Religioso, por tradição, formação e excelência, Pires sempre alertou os adeptos espiritistas do risco que o igrejismo salvacionista, o fanatismo e a mitificação (idolatria de guias, médiuns e/ou dirigentes) poderiam causar à proposta libertária do Espiritismo. Tanto é que, veementemente, pontua: “Os beatos das religiões dogmáticas trocaram de pele, mas não perderam suas manhas. Substituíram os ritos católicos pelos passes e preces, a água benta pela água fluídica e os rosários de repetições medrosas pelos colares de contas de ifá, na magia primitiva das religiões mágicas da selva, negras e indígenas” (em “O mistério do ser ante a dor e a morte”).
Herculano nos provoca a doce e agradável saudade, sempre que o revisitamos em cada leitura, sempre que republicamos um texto ou uma citação de artigo ou livro, no Facebook, especialmente no grupo “Espiritismo COM Kardec” (https://www.facebook.com/groups/Espiritismo.COM.Kardec/), assim quando escrevemos sobre algum tema, com inspiração naquilo que ele ensinou.
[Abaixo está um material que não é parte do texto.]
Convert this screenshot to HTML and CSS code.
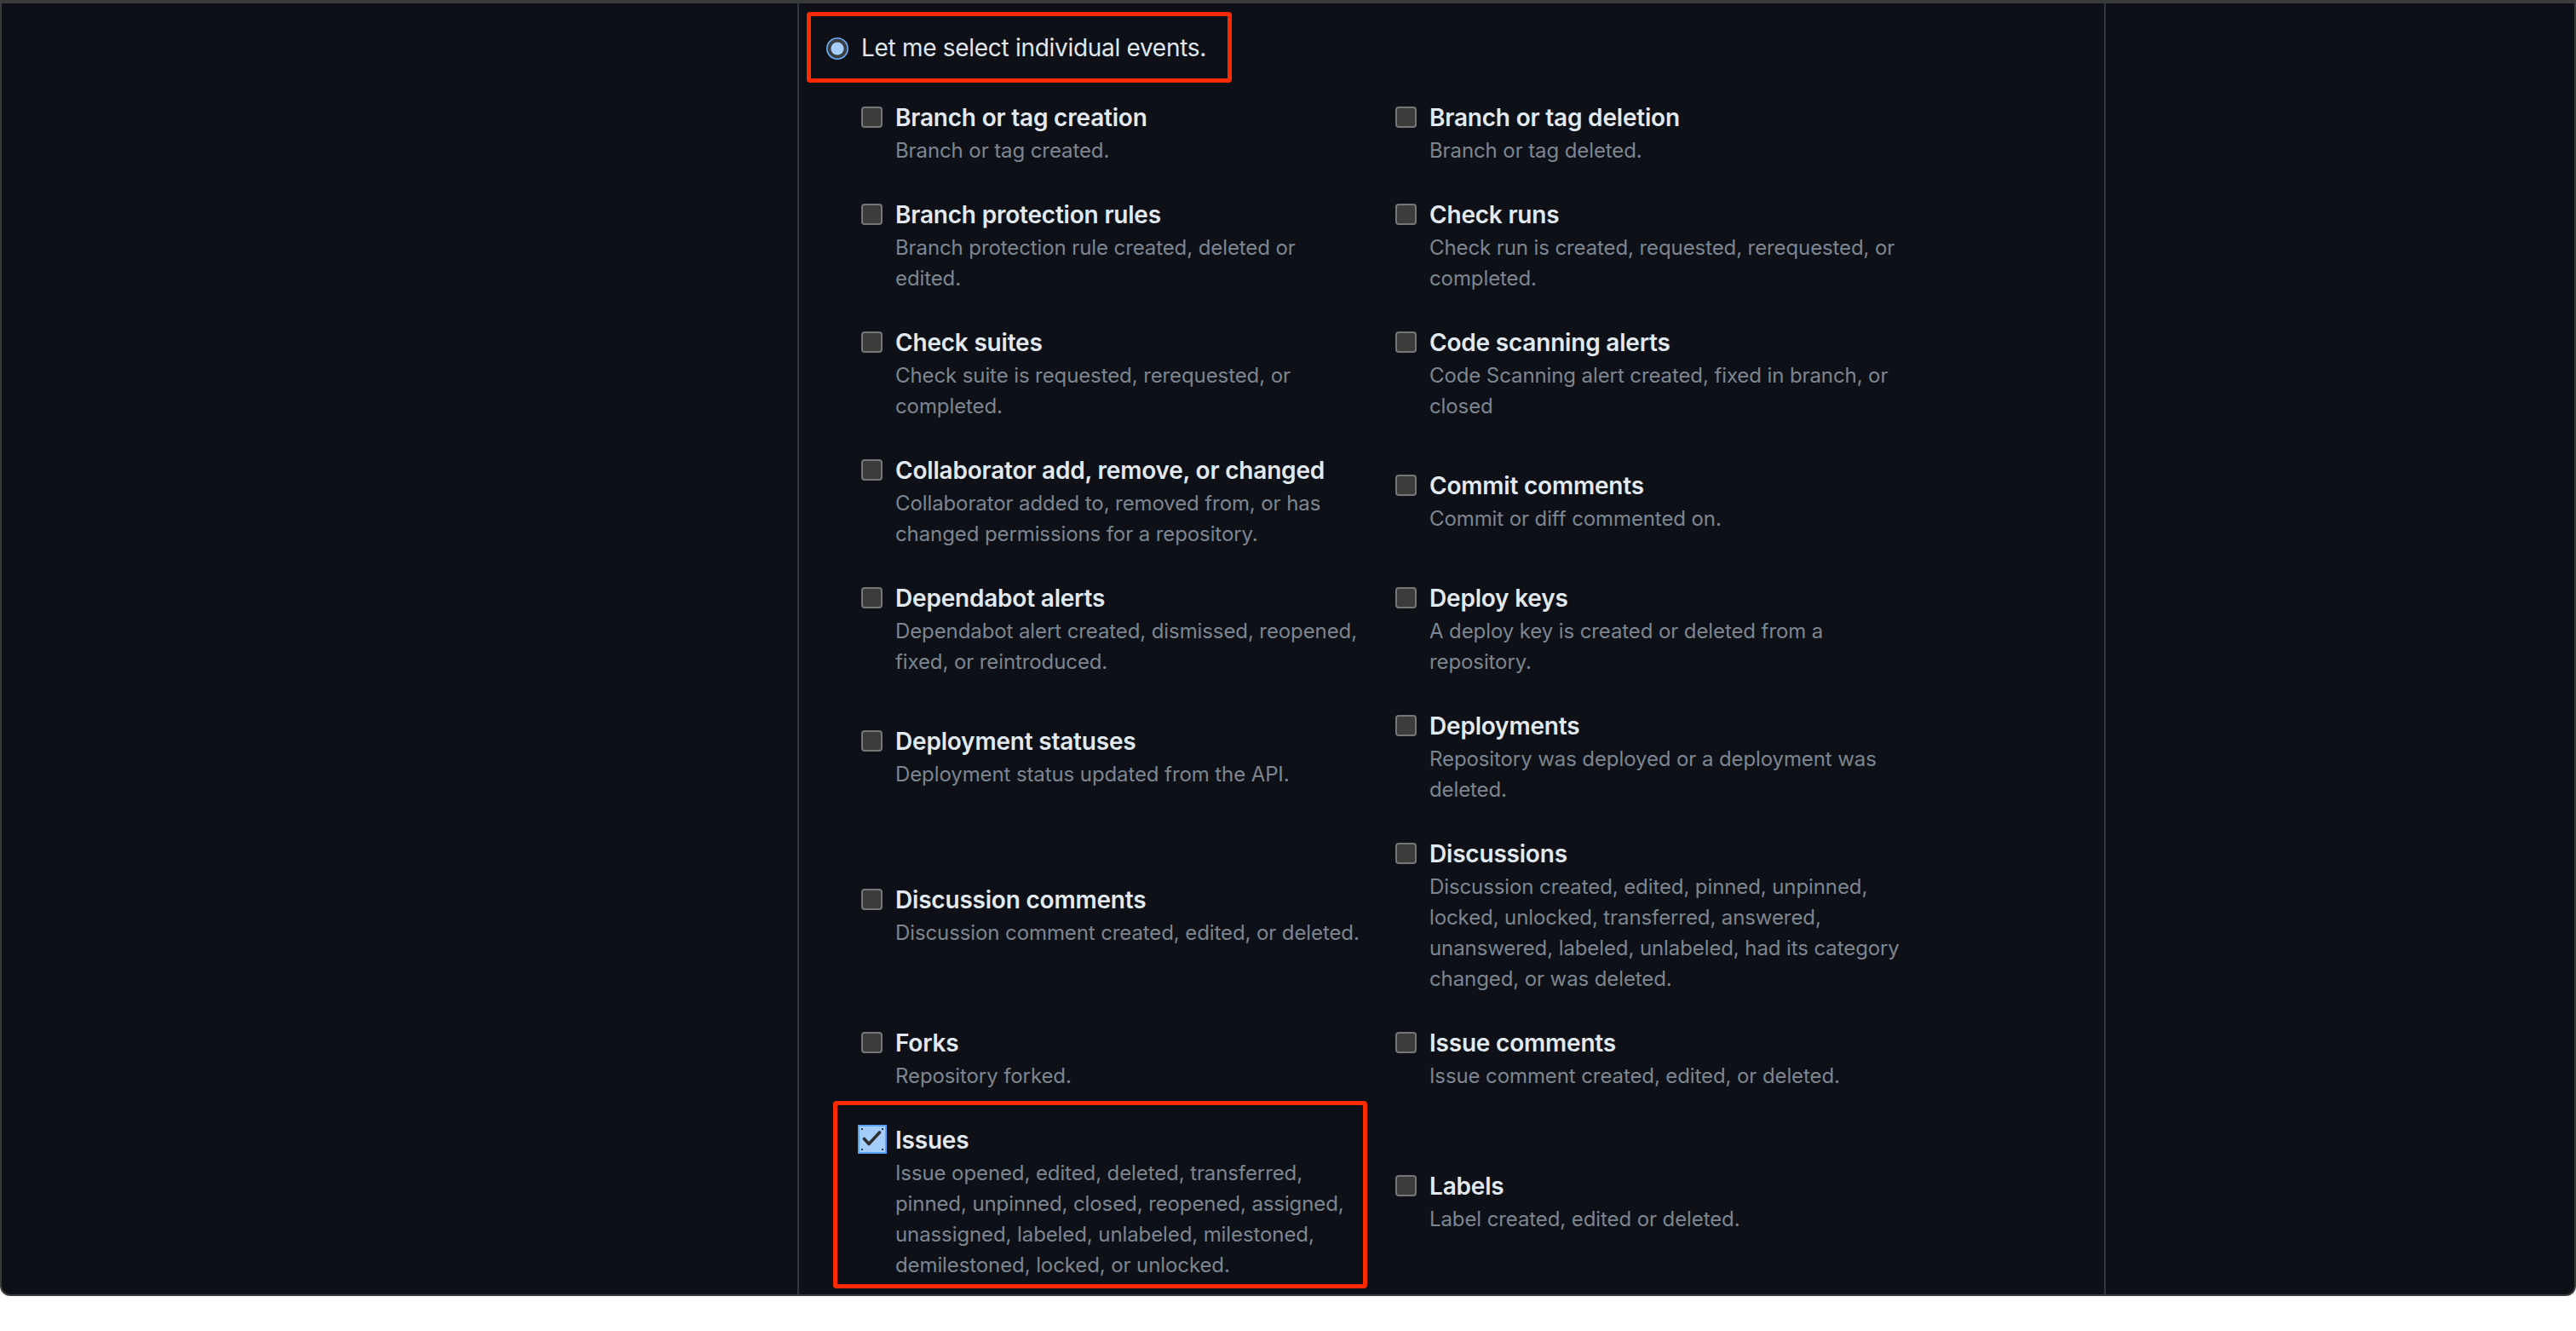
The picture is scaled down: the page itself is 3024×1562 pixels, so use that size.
FILE: index.html
```html
<!DOCTYPE html>
<html lang="en">
<head>
<meta charset="utf-8">
<title>Webhook events</title>
<link rel="stylesheet" href="styles.css">
</head>
<body>
<div class="window">
  <div class="main">
    <label class="radio-row">
      <span class="radio">
        <svg width="26" height="26" viewBox="0 0 26 26"><circle cx="13" cy="13" r="12.2" fill="#3a3d42" stroke="#6aaefc" stroke-width="1.6"/><circle cx="13" cy="13" r="7.6" fill="#a6cfff"/></svg>
      </span>
      <span class="radio-text">Let me select individual events.</span>
      <span class="annot annot-radio"></span>
    </label>

    <div class="events">
      <div class="event">
        <span class="cb-box"><span class="cb"></span></span>
        <div class="event-text"><div class="event-title">Branch or tag creation</div><div class="event-desc">Branch or tag created.</div></div>
      </div>
      <div class="event">
        <span class="cb-box"><span class="cb"></span></span>
        <div class="event-text"><div class="event-title">Branch or tag deletion</div><div class="event-desc">Branch or tag deleted.</div></div>
      </div>

      <div class="event">
        <span class="cb-box"><span class="cb"></span></span>
        <div class="event-text"><div class="event-title">Branch protection rules</div><div class="event-desc">Branch protection rule created, deleted or<br>edited.</div></div>
      </div>
      <div class="event">
        <span class="cb-box"><span class="cb"></span></span>
        <div class="event-text"><div class="event-title">Check runs</div><div class="event-desc">Check run is created, requested, rerequested, or completed.</div></div>
      </div>

      <div class="event">
        <span class="cb-box"><span class="cb"></span></span>
        <div class="event-text"><div class="event-title">Check suites</div><div class="event-desc">Check suite is requested, rerequested, or completed.</div></div>
      </div>
      <div class="event">
        <span class="cb-box"><span class="cb"></span></span>
        <div class="event-text"><div class="event-title">Code scanning alerts</div><div class="event-desc">Code Scanning alert created, fixed in branch, or closed</div></div>
      </div>

      <div class="event">
        <span class="cb-box"><span class="cb"></span></span>
        <div class="event-text"><div class="event-title">Collaborator add, remove, or changed</div><div class="event-desc">Collaborator added to, removed from, or has changed permissions for a repository.</div></div>
      </div>
      <div class="event">
        <span class="cb-box"><span class="cb"></span></span>
        <div class="event-text"><div class="event-title">Commit comments</div><div class="event-desc">Commit or diff commented on.</div></div>
      </div>

      <div class="event">
        <span class="cb-box"><span class="cb"></span></span>
        <div class="event-text"><div class="event-title">Dependabot alerts</div><div class="event-desc">Dependabot alert created, dismissed, reopened, fixed, or reintroduced.</div></div>
      </div>
      <div class="event">
        <span class="cb-box"><span class="cb"></span></span>
        <div class="event-text"><div class="event-title">Deploy keys</div><div class="event-desc">A deploy key is created or deleted from a repository.</div></div>
      </div>

      <div class="event">
        <span class="cb-box"><span class="cb"></span></span>
        <div class="event-text"><div class="event-title">Deployment statuses</div><div class="event-desc">Deployment status updated from the API.</div></div>
      </div>
      <div class="event">
        <span class="cb-box"><span class="cb"></span></span>
        <div class="event-text"><div class="event-title">Deployments</div><div class="event-desc">Repository was deployed or a deployment was deleted.</div></div>
      </div>

      <div class="event">
        <span class="cb-box"><span class="cb"></span></span>
        <div class="event-text"><div class="event-title">Discussion comments</div><div class="event-desc">Discussion comment created, edited, or deleted.</div></div>
      </div>
      <div class="event">
        <span class="cb-box"><span class="cb"></span></span>
        <div class="event-text"><div class="event-title">Discussions</div><div class="event-desc">Discussion created, edited, pinned, unpinned, locked, unlocked, transferred, answered, unanswered, labeled, unlabeled, had its category changed, or was deleted.</div></div>
      </div>

      <div class="event">
        <span class="cb-box"><span class="cb"></span></span>
        <div class="event-text"><div class="event-title">Forks</div><div class="event-desc">Repository forked.</div></div>
      </div>
      <div class="event">
        <span class="cb-box"><span class="cb"></span></span>
        <div class="event-text"><div class="event-title">Issue comments</div><div class="event-desc">Issue comment created, edited, or deleted.</div></div>
      </div>

      <div class="event event-marked">
        <span class="cb-box">
          <span class="cb cb-checked">
            <svg width="34" height="34" viewBox="0 0 34 34">
              <rect x="1" y="1" width="32" height="32" fill="#a4cdfb" stroke="#5aa2f5" stroke-width="2"/>
              <rect x="4" y="4" width="2" height="2" fill="#2c3440"/>
              <rect x="28" y="4" width="2" height="2" fill="#2c3440"/>
              <rect x="4" y="28" width="2" height="2" fill="#2c3440"/>
              <rect x="28" y="28" width="2" height="2" fill="#2c3440"/>
              <path d="M7.5 16.5 L13 22.5 L25.5 9" fill="none" stroke="#2e2e2e" stroke-width="3.6" stroke-linecap="round" stroke-linejoin="round"/>
            </svg>
          </span>
        </span>
        <div class="event-text"><div class="event-title">Issues</div><div class="event-desc">Issue opened, edited, deleted, transferred,<br>pinned, unpinned, closed, reopened, assigned, unassigned, labeled, unlabeled, milestoned, demilestoned, locked, or unlocked.</div></div>
        <span class="annot annot-issues"></span>
      </div>
      <div class="event">
        <span class="cb-box"><span class="cb"></span></span>
        <div class="event-text"><div class="event-title">Labels</div><div class="event-desc">Label created, edited or deleted.</div></div>
      </div>
    </div>
  </div>
</div>
</body>
</html>
```
FILE: styles.css
```css
html, body {
  margin: 0;
  padding: 0;
  background: #ffffff;
}

body {
  width: 3024px;
  height: 1562px;
  overflow: hidden;
  font-family: Inter, "Noto Sans", "Liberation Sans", sans-serif;
}

.window {
  box-sizing: border-box;
  width: 3024px;
  height: 1521px;
  background: #0d1117;
  border: 2px solid #3c3c3c;
  border-top: 4px solid #3a3a3a;
  border-radius: 0 0 12px 12px;
  overflow: hidden;
}

.main {
  box-sizing: border-box;
  margin-left: 934px;
  width: 1536px;
  height: 100%;
  border-left: 2px solid #30363d;
  border-right: 2px solid #30363d;
  padding: 31px 0 0 32px;
}

.radio-row {
  position: relative;
  display: flex;
  align-items: center;
  gap: 15px;
  width: fit-content;
  font-size: 28px;
  line-height: 42px;
  color: #e1e7ee;
  letter-spacing: -0.3px;
}

.radio {
  display: flex;
  width: 26px;
  height: 26px;
  margin-top: 1px;
}

.annot {
  position: absolute;
  box-sizing: border-box;
  border: 5.5px solid #ff2a00;
  border-radius: 4px;
  pointer-events: none;
}

.annot-radio {
  left: -23px;
  top: -21px;
  width: 499px;
  height: 83px;
}

.events {
  display: grid;
  grid-template-columns: 627px 627px;
  row-gap: 36px;
  align-items: center;
  margin: 40px 0 0 41px;
}

.event {
  position: relative;
  display: flex;
}

.cb-box {
  flex: none;
  width: 25px;
  height: 42px;
  margin-right: 15px;
}

.cb {
  display: block;
  box-sizing: border-box;
  width: 25px;
  height: 25px;
  margin-top: 7.5px;
  background: #3c3c3c;
  border: 2px solid #767676;
  border-radius: 4px;
}

.cb-checked {
  width: 34px;
  height: 34px;
  margin: 3.3px 0 0 -4.5px;
  background: none;
  border: none;
  border-radius: 0;
}

.cb-checked svg {
  display: block;
}

.event-text {
  width: 570px;
}

.event-title {
  font-size: 28px;
  line-height: 42px;
  font-weight: 600;
  color: #e3e9f0;
  letter-spacing: -0.2px;
}

.event-desc {
  font-size: 24px;
  line-height: 36px;
  color: #7d8590;
  letter-spacing: -0.1px;
}

.annot-issues {
  left: -33px;
  top: -25px;
  width: 627px;
  height: 220px;
}
```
Todos representativos do sinal e expressão de alerta àqueles que desejam um Espiritismo plural, permanente, alteritário e produtor das grandes transformações evolutivas (individuais e coletivas). Este é o maior legado que ele nos deixou, um talento que devemos fazer multiplicar, como recomendou aquele Carpinteiro de Nazaré.
Ler e estudar Herculano e, sobretudo, entendê-lo e aplicá-lo no cotidiano de nossas instituições e no seio de nosso movimento, é o maior sinal de que as sementes que ele lançou vicejaram e já produzem frutos, a cem por um.
Esteja sempre conosco, nos inspirando, Professor!